Skipping all pictures, set down the lines of the listing from the first through the one with "<TextField><Caret /></TextField>".

Begin Source data

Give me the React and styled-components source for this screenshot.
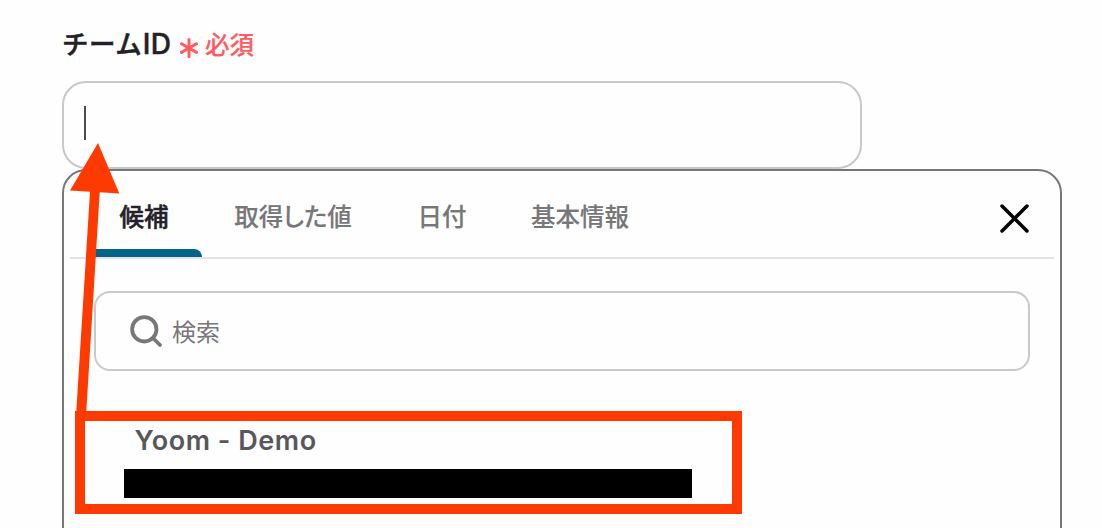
import styled, { createGlobalStyle } from "styled-components";


const tabs = [
    { label: "候補", width: 116, active: true },
    { label: "取得した値", width: 182 },
    { label: "日付", width: 116 },
    { label: "基本情報", width: 160 },
];


const App = () => {
    return <Page>
        <GlobalStyle />

        <FieldLabel>
            <LabelText>チーム<Latin>ID</Latin></LabelText>
            <Asterisk viewBox="0 0 18 20">
                <path d="M9 1.5v17M1.5 5.8l15 8.6M16.5 5.8l-15 8.6" />
            </Asterisk>
            <RequiredText>必須</RequiredText>
        </FieldLabel>

        <TextField><Caret /></TextField>

        <Dropdown>
            <TabBar>
                <TabList>
                    {tabs.map((tab) => (
                        <Tab key={tab.label} $width={tab.width} $active={tab.active}>{tab.label}</Tab>
                    ))}
                </TabList>
                <CloseButton aria-label="close">
                    <svg width="29" height="29" viewBox="0 0 29 29">
                        <path d="M2 2l25 25M27 2L2 27" />
                    </svg>
                </CloseButton>
            </TabBar>

            <SearchBox>
                <SearchIcon viewBox="0 0 34 34">
                    <circle cx="15.3" cy="15.3" r="12.2" />
                    <path d="M24 24l7 7" />
                </SearchIcon>
                <SearchText>検索</SearchText>
            </SearchBox>

            <Option>
                <OptionName>Yoom - Demo</OptionName>
                <Redacted />
            </Option>
        </Dropdown>

        {/* annotations over the form */}
        <Arrow viewBox="0 0 60 280">
            <path d="M33 3L54.3 53.5L34.7 52.3L21 276L11 276L25 51.7L5 50.5Z" />
        </Arrow>
        <Highlight />
    </Page>
}

export default App;

const GlobalStyle = createGlobalStyle`
*{
    box-sizing: border-box;
}
body{
    margin: 0;
    background: #fefefe;
    font-family: "Noto Sans CJK JP", sans-serif;
    overflow: hidden;
}`;

const Page = styled.div`
position: relative;
width: 1102px;
height: 528px;
padding: 24px 40px 0 62px;
overflow: hidden;
`;

const FieldLabel = styled.div`
display: flex;
align-items: center;
height: 40px;
margin-bottom: 17px;
`;

const LabelText = styled.span`
width: 118px;
margin-bottom: 2px;
font-size: 26.5px;
font-weight: 500;
line-height: 40px;
letter-spacing: 0.5px;
color: #222127;
white-space: nowrap;
-webkit-text-stroke: 0.5px #222127;
`;

const Latin = styled.span`
margin-left: 0.5px;
font-family: Inter, sans-serif;
font-size: 28px;
font-weight: 500;
letter-spacing: 0.4px;
`;

const Asterisk = styled.svg`
width: 18px;
height: 20px;
margin: 8px 7px 0 0;
fill: none;
stroke: #ff5b61;
stroke-width: 3;
stroke-linecap: round;
`;

const RequiredText = styled.span`
font-size: 24.5px;
font-weight: 500;
line-height: 40px;
color: #ff5b61;
-webkit-text-stroke: 0.2px #ff5b61;
`;

const TextField = styled.div`
width: 800px;
height: 88px;
padding: 23px 20px;
border: 2px solid #c9c7cb;
border-radius: 24px;
`;

const Caret = styled.div`
width: 2px;
height: 34px;
background: #4c4b50;
`;

const Dropdown = styled.div`
width: 1000px;
height: 420px;
border: 2px solid #777679;
border-radius: 24px;
background: #fefefe;
`;

const TabBar = styled.div`
display: flex;
justify-content: space-between;
height: 88px;
margin: 0 6px;
padding: 0 25.5px 0 16px;
border-bottom: 2px solid #e3e3e4;
`;

const TabList = styled.div`
display: flex;
`;

const Tab = styled.div`
width: ${(props) => props.$width}px;
padding-top: 25px;
text-align: center;
font-size: 24.5px;
font-weight: 500;
font-feature-settings: "palt";
line-height: 40px;
color: ${(props) => (props.$active ? "#222127" : "#777679")};
-webkit-text-stroke: ${(props) => (props.$active ? "0.5px" : "0.15px")} currentColor;

&::after{
    content: "";
    display: ${(props) => (props.$active ? "block" : "none")};
    height: 8px;
    margin-top: 13px;
    border-radius: 8px 8px 0 0;
    background: #036389;
}`;

const CloseButton = styled.button`
all: unset;
height: 29px;
margin-top: 33px;
svg{
    display: block;
    fill: none;
    stroke: #000;
    stroke-width: 3.5;
    stroke-linecap: round;
}`;

const SearchBox = styled.div`
display: flex;
align-items: center;
height: 80px;
margin: 32px 30px 0;
padding: 0 33px;
border: 2px solid #c9c9ca;
border-radius: 16px;
`;

const SearchIcon = styled.svg`
width: 34px;
height: 34px;
margin-right: 9px;
fill: none;
stroke: #777679;
stroke-width: 3.8;
stroke-linecap: round;
`;

const SearchText = styled.span`
font-size: 24px;
line-height: 40px;
color: #777679;
`;

const Option = styled.div`
padding: 50px 60px 0;
`;

const OptionName = styled.div`
height: 48px;
padding-left: 10.5px;
font-family: Inter, sans-serif;
font-size: 27px;
font-weight: 600;
line-height: 40px;
letter-spacing: 0.55px;
color: #58575c;
`;

const Redacted = styled.div`
width: 568px;
height: 29px;
background: #000;
`;

const Arrow = styled.svg`
position: absolute;
left: 65px;
top: 140px;
width: 60px;
height: 280px;
fill: #ff3a00;
`;

const Highlight = styled.div`
position: absolute;
left: 75px;
top: 411px;
width: 667px;
height: 103px;
border: 10px solid #ff3a00;
`;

End Source data

_Written answer_
Give me the React and styled-components source for this screenshot.
import styled, { createGlobalStyle } from "styled-components";


const tabs = [
    { label: "候補", width: 116, active: true },
    { label: "取得した値", width: 182 },
    { label: "日付", width: 116 },
    { label: "基本情報", width: 160 },
];


const App = () => {
    return <Page>
        <GlobalStyle />

        <FieldLabel>
            <LabelText>チーム<Latin>ID</Latin></LabelText>
            <Asterisk viewBox="0 0 18 20">
                <path d="M9 1.5v17M1.5 5.8l15 8.6M16.5 5.8l-15 8.6" />
            </Asterisk>
            <RequiredText>必須</RequiredText>
        </FieldLabel>

        <TextField><Caret /></TextField>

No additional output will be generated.